In a letter from Mykola Sadovsky to his brother Panas Saksahansky, he writes: “Everything was going well, but an unexpected grief and heavy loss befell us: our sister Marusia Sadovska-Barilotti was taken ill and died during Lent on March 23, 1891. It is hard to recall the past...Her grave is already overgrown with sage and rue, but she is still standing before me: tall, slender, with kind and expressive eyes. ‘Oh, I feel bad, my little brother,’ she says. ‘What can I do for you, my darling?’ ‘I feel cold, very cold. I wish the play would end.’ The play The Fortuneless Maiden was being performed. I ran to hurry up the stage workers. The third bell rang and Act Five began. She is standing, pale as a lily, grasping at the door-post. Then she left.
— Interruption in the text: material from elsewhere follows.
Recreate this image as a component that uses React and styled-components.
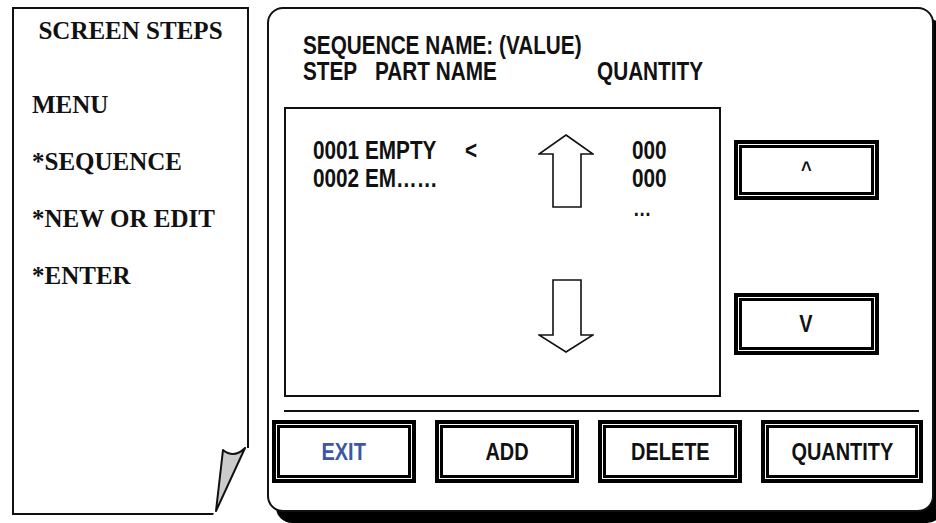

“I cannot possibly convey the tone, the endless sadness that permeated each of her words. ‘Good Lord, I am going mad! Oh, my poor heart, stop beating in my chest, stop beating forever, so that I don’t live to see what you are prophesying,’ Marusia whispers, playing the role of Sophia. Then I feel chills going down my spine. There was something supernatural in this whisper. ‘Oh, don’t beat me, don’t kill me, just live with your Varka,’ Sophia says from the depths of her soul. The actress rallies all her strength, she is shivering dreadfully. I can hear the last cry of a person who is freezing to death, ‘Ai,’ and the actress ends her role and her artistic career.
“I carried her unconscious from the stage to the dressing room and then took her home. The fortuneless Sophia was the last role of our sister Marusia. She appeared on the stage in bloom, and in bloom she died. We buried her in Yelysavethrad’s Bykovske Cemetery next to mother whom she loved so much.
‘How long ago did we hear you in your house? And now we see you in your coffin...The nightingale has stopped singing, and Mother Ukraine will never hear her while the sun shines.’ That was how Kost Tyshkivsky began his speech, which was interrupted by the loud weeping of the family and friends who loved Sadovska-Barilotti, this quiet, amiable, and tender person.”